Princess Tarhata Alonto Lucman in 2004 during the Pagana Meranaw tendered by the Mindanao State University for Japanese guest Reiko Ogawa. To her left is the author. Photo courtesy of Elin Anisha Guro

She  considered her relentless pushing for reforestation during her incumbency and her benevolent yet  strong-willed rule as some of her sterling achievements when she was the governor. However, to the many Meranaws, it was her paving  the way for the  education and leadership of women  which  is the most  memorable  and  significant achievement she had ever  done.  Her determination to  go to school opened the  gates  of education for women.  While she  wasn’t  able  to  finish her studies, the growing number of educated Meranaw  women was enough  consolation to her.  Her  becoming a governor served as an inspiration to Meranaw women.

Indeed, not everybody is like the  Princess who refused to receive her salary as governor but  divided it instead to her employees. Not  everybody is like her, whom everybody calls a  Princess, yet  refused and did not want to be called a  princess. Little did her grandmother know that the granddaughter who almost died because of her would also become a matriarch like her, not only of her family but of her people. While they both share an unflagging determination, the little girl was to become  the grand matriarch of all.

After  many decades, people still remember her as the Princess, but to her many relatives  and those who know her closely, she is called Babo a Tatah— a name, a title, a pet name only for her. The Meranaw woman has now come a long way.  Babo a Tatah, as she is known to her people, led the way.

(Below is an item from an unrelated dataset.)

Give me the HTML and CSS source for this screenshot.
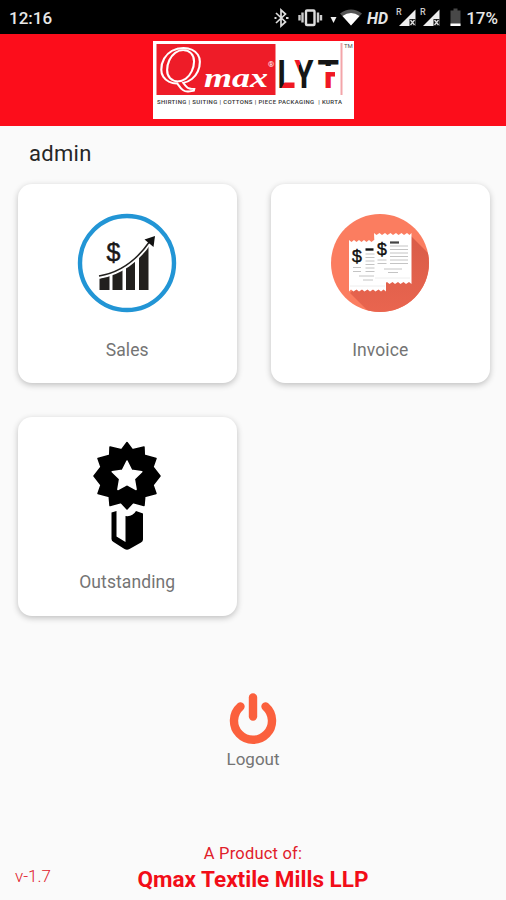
FILE: index.html
```html
<!DOCTYPE html>
<html lang="en">
  <head>
    <meta charset="UTF-8" />
    <meta name="viewport" content="width=device-width, initial-scale=1.0" />
    <title>Qmax LYF</title>
    <link rel="stylesheet" href="styles.css">
  </head>

  <body>
    <div class="app">
      <div class="status-bar">
        <span class="clock">12:16</span>
        <svg class="status-icons" width="194" height="34" viewBox="272 0 194 34">
          <!-- bluetooth -->
          <path d="M276 13l9.500 9-4.500 4V10l4.500 4-9.500 9" fill="none" stroke="#ddd" stroke-width="1.700" />
          <path d="M274.500 18h2M286 18h2.500" stroke="#ddd" stroke-width="2" />
          <!-- vibrate -->
          <rect x="306" y="10.500" width="8.500" height="14.500" rx="1" fill="none" stroke="#ddd" stroke-width="2.400" />
          <path d="M302.500 12.500v10M318 12.500v10M299.500 15v5.500M321 15v5.500" stroke="#ccc" stroke-width="2.400" />
          <!-- wifi -->
          <path d="M330.500 17h6l-3 6z" fill="#eee" />
          <path d="M340 13.500q11-8 22 0L351 25.500z" fill="#555" />
          <path d="M342.500 16q8.500-6 17 0L351 25.500z" fill="#fff" />
          <text class="hd" x="367" y="23.500" textLength="21">HD</text>
          <!-- signals -->
          <text class="roaming" x="396" y="15">R</text>
          <path d="M399 26L415.500 9.500V26z" fill="#eee" />
          <path d="M409.500 26v-7h6v7z" fill="#111" />
          <path d="M410.500 20l4 5M414.500 20l-4 5" stroke="#ddd" stroke-width="1.300" />
          <text class="roaming" x="420" y="15">R</text>
          <path d="M423 26L439.500 9.500V26z" fill="#eee" />
          <path d="M433.500 26v-7h6v7z" fill="#111" />
          <path d="M434.500 20l4 5M438.500 20l-4 5" stroke="#ddd" stroke-width="1.300" />
          <!-- battery -->
          <path d="M450.500 10.500h3V8.500h4v2h3V26h-10z" fill="#484848" />
          <path d="M450.500 23.500h10V26h-10z" fill="#fff" />
        </svg>
        <span class="battery">17%</span>
      </div>

      <header class="header">
        <svg width="201" height="85" viewBox="0 -7 201 85">
          <defs>
            <linearGradient id="y-fill" x1="0" y1="0" x2="1" y2="0.500">
              <stop offset="0.320" stop-color="#f01824" />
              <stop offset="0.320" stop-color="#151515" />
            </linearGradient>
            <linearGradient id="t-fill" x1="0" y1="0" x2="0" y2="1">
              <stop offset="0.310" stop-color="#151515" />
              <stop offset="0.310" stop-color="#fff" />
              <stop offset="0.450" stop-color="#fff" />
              <stop offset="0.450" stop-color="#f01824" />
            </linearGradient>
          </defs>
          <rect width="201" height="78" fill="#fff" />
          <rect x="3.500" y="3" width="119" height="51" fill="#ee1c28" />
          <text class="logo-q" x="5" y="41.500" textLength="43" lengthAdjust="spacingAndGlyphs">Q</text>
          <text class="logo-max" x="51" y="46" textLength="64" lengthAdjust="spacingAndGlyphs">max</text>
          <text class="logo-reg" x="115" y="26">®</text>
          <g class="logo-lyf">
            <text x="124.500" y="46.500" textLength="16.500" lengthAdjust="spacingAndGlyphs" fill="#151515">L</text>
            <path d="M131.500 41.500h10v5.500h-13z" fill="#f01824" />
            <text x="141.500" y="46.500" textLength="19" lengthAdjust="spacingAndGlyphs" fill="url(#y-fill)">Y</text>
            <text x="164.500" y="46.500" textLength="21.500" lengthAdjust="spacingAndGlyphs" fill="url(#t-fill)">T</text>
          </g>
          <path d="M177 33.300h5" stroke="#f01824" stroke-width="4.500" />
          <path d="M188.500 2v52" stroke="#f3a5a9" stroke-width="2" />
          <text class="logo-tm" x="191" y="7">TM</text>
          <text class="tagline" x="4" y="62.500" textLength="185">SHIRTING | SUITING | COTTONS | PIECE PACKAGING &#160;| KURTA</text>
        </svg>
      </header>

      <p class="user">admin</p>

      <main class="grid">
        <div class="card">
          <svg width="100" height="100" viewBox="0 0 100 100">
            <circle cx="50" cy="50" r="47" fill="#fff" stroke="#2295d5" stroke-width="4.400" />
            <text class="dollar" x="36.500" y="48">$</text>
            <path d="M22.500 65.500l10-3V77h-10zM35.500 61l10-5.500V77h-10zM49 54l9-7.500V77h-9zM62 43l9.500-11V77H62z" fill="#22201e" />
            <path d="M22 63.500C43 60 61 47 73 28" fill="none" stroke="#fff" stroke-width="4.500" />
            <path d="M22 63C43 59.500 60 47 73 28" fill="none" stroke="#22201e" stroke-width="1.500" />
            <path d="M67.500 26.500L78 23l-1.500 11z" fill="#111" />
          </svg>
          <span>Sales</span>
        </div>

        <div class="card">
          <svg width="100" height="100" viewBox="0 0 100 100">
            <defs>
              <clipPath id="round"><circle cx="50" cy="50" r="49" /></clipPath>
              <linearGradient id="shade" x1="0" y1="0" x2="0" y2="1">
                <stop offset="0" stop-color="#d95c48" />
                <stop offset="1" stop-color="#eb6650" />
              </linearGradient>
            </defs>
            <circle cx="50" cy="50" r="49" fill="#fb7d60" />
            <path d="M81 23l30 30v57H50L20 80z" fill="url(#shade)" clip-path="url(#round)" />
            <path d="M19 27l2.500 2 2.500-2 2.500 2 2.500-2 2.500 2 2.500-2 2.500 2 2.500-2 2.500 2 2.500-2H56v51.500l-2.500-2-2.500 2-2.500-2-3 2-2.500-2-3 2-2.500-2-3 2-2.500-2-3 2-2.500-2-3 2-2.500-2-2 2z" fill="#fff" />
            <path d="M44 20l2.500 2 3-2 2.500 2 3-2 2.500 2 3-2 2.500 2 3-2 2.500 2 3-2 2.500 2 3-2 2.500 2 2-2v51l-2.500-2-3 2-2.500-2-3 2-2.500-2-3 2-2.500-2-3 2-2.500-2-3 2-2.500-2-3 2-2.500-2z" fill="#fff" />
            <text class="bill-dollar" x="21.500" y="49">$</text>
            <text class="bill-dollar" x="46.500" y="41.500">$</text>
            <path d="M35.500 36.500h8" stroke="#111" stroke-width="2.400" />
            <path d="M60 29.500h9" stroke="#444" stroke-width="2.200" />
            <path d="M60 33h18M60 36.500h18M60 40h18M60 43.500h18M60 47h18M60 50.500h18M47.500 47h9M47.500 50.500h9M54 56h18M58 59.500h10M35.500 41h9M35.500 44.500h9M35.500 48h9M35.500 51.500h9M35.500 55h9M35.500 58.500h9M23 54.500h8M23 58.500h8M29 63h15M33 67h10" stroke="#c4c4c4" stroke-width="1" />
            <path d="M45 65h35M20 73h35" stroke="#eee" stroke-width="1" />
          </svg>
          <span>Invoice</span>
        </div>

        <div class="card">
          <svg class="badge" width="72" height="112" viewBox="0 0 72 112">
            <path d="M36 3.500L41.400 10.700L53 8L53.300 16.200L65 19.500L62 28L69 37L62 46L65 54.500L53.800 57.500L53 66.500L42 63.500L36 70L30 63.500L19 66.500L18.200 57.500L7 54.500L10 46L3 37L10 28L7 19.500L18.700 16.200L19 8L30.600 10.700z" fill="#000" stroke="#000" stroke-width="1.500" stroke-linejoin="round" />
            <path d="M36 22l4.500 9.200 10.300 1.500-7.500 7.200 1.800 10.600-9.100-4.800-9.100 4.800 1.800-10.600-7.500-7.200 10.300-1.500z" fill="#fff" stroke="#fff" stroke-width="1.500" stroke-linejoin="round" />
            <path d="M20.500 73.500l5-1.500v25.500l9 5.500V77q7 1 10.500-5l7 2.500v26q0 2-2 3l-11.500 6.500q-2.500 1.500-5 0L22.500 103q-2-1-2-3z" fill="#000" />
          </svg>
          <span>Outstanding</span>
        </div>
      </main>

      <div class="logout">
        <svg width="52" height="54" viewBox="0 0 52 54">
          <path d="M13.500 15.500A19 19 0 1 0 38.500 15.500" fill="none" stroke="#fb603d" stroke-width="8.400" stroke-linecap="round" />
          <path d="M26 6.500v19" stroke="#fb603d" stroke-width="8.400" stroke-linecap="round" />
        </svg>
        <span>Logout</span>
      </div>

      <footer class="footer">
        <span class="version">v-1.7</span>
        <div class="product">
          <p>A Product of:</p>
          <strong>Qmax Textile Mills LLP</strong>
        </div>
      </footer>
    </div>
  </body>
</html>
```
FILE: styles.css
```css
* {
  box-sizing: border-box;
  margin: 0;
  padding: 0;
}

body {
  font-family: Roboto, sans-serif;
  background: #fafafa;
  color: #747474;
}

.app {
  height: 900px;
  display: flex;
  flex-direction: column;
  overflow: hidden;
}

svg {
  display: block;
}

.status-bar {
  height: 34px;
  background: #000;
  color: #e8e8e8;
  display: flex;
  align-items: center;
  padding: 2px 8px 0 9px;
  font-size: 17px;
  font-weight: 500;
}

.status-icons {
  margin: -2px 0 0 auto;
}

.hd {
  font-size: 16px;
  font-weight: 700;
  font-style: italic;
  fill: #e4e4e4;
}

.roaming {
  font-size: 9px;
  fill: #ccc;
}

.header {
  height: 91.5px;
  background: #fc0d1b;
  display: flex;
  justify-content: center;
}

.logo-q {
  font-family: "Liberation Serif", serif;
  font-style: italic;
  font-size: 53px;
  fill: #ee1c28;
  stroke: #fff;
  stroke-width: 1.8;
}

.logo-max {
  font-family: "Liberation Serif", serif;
  font-style: italic;
  font-weight: 700;
  font-size: 27px;
  fill: #fff;
}

.logo-reg {
  font-size: 8px;
  fill: #fff;
}

.logo-lyf {
  font-family: Roboto, sans-serif;
  font-weight: 700;
  font-size: 39px;
}

.logo-tm {
  font-size: 6px;
  fill: #555;
}

.tagline {
  font-size: 6px;
  font-weight: 500;
  fill: #333;
}

.user {
  height: 58.5px;
  padding: 14px 29px 0;
  font-size: 22px;
  line-height: 28px;
  letter-spacing: 0.3px;
  color: #262626;
}

.grid {
  display: grid;
  grid-template-columns: 219.5px 219.5px;
  grid-auto-rows: 199px;
  gap: 33.5px;
  padding-left: 17.5px;
}

.card {
  background: #fff;
  border-radius: 14px;
  box-shadow: 0 2px 6px rgba(0, 0, 0, 0.24);
  display: flex;
  flex-direction: column;
  align-items: center;
  justify-content: space-between;
  padding: 29px 0 21.5px;
  font-size: 17.5px;
  line-height: 24px;
  letter-spacing: 0.1px;
}

.badge {
  margin-top: -7px;
}

.dollar {
  font-family: "Liberation Sans", sans-serif;
  font-size: 25px;
  text-anchor: middle;
  fill: #181818;
  stroke: #181818;
  stroke-width: 0.5;
}

.bill-dollar {
  font-family: "Liberation Mono", monospace;
  font-size: 18px;
  fill: #111;
  stroke: #111;
  stroke-width: 0.4;
}

.logout {
  margin-top: 75px;
  display: flex;
  flex-direction: column;
  align-items: center;
  gap: 2px;
  font-size: 17px;
  line-height: 24px;
}

.footer {
  margin-top: auto;
  display: grid;
  grid-template-columns: 1fr auto 1fr;
  padding: 0 15px 7px;
  color: #e0202a;
}

.version {
  align-self: end;
  font-size: 17px;
  font-weight: 300;
  line-height: 34px;
}

.product {
  text-align: center;
}

.product p {
  font-size: 16.5px;
  line-height: 22px;
  letter-spacing: 0.2px;
}

.product strong {
  display: block;
  font-size: 22.5px;
  font-weight: 700;
  line-height: 28px;
  color: #f20d18;
}
```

Note: Princess Tarhata Alonto Lucman passed away today, February 26, 2021 in Marawi City. I wrote this in 2004 based on my conversations with Ina a Tatah. At that time, Ina a Tatah was my special guest in a program for Moro women I was working on. I would often visit her at her residence, Langagen in Marawi City. She would also pay me a visit at home and it was during these visits that she would share snippets of her life with me. I fondly call her Ina a Tatah, short for Ina a Ba-i  as do many of her cousins’ grandchildren because she is a cousin to both my maternal and paternal grandparents. Today, I fondly recall those precious moments I spent with her and this is my tribute to her. Rest in Peace, Ina. Your legacy shall live on.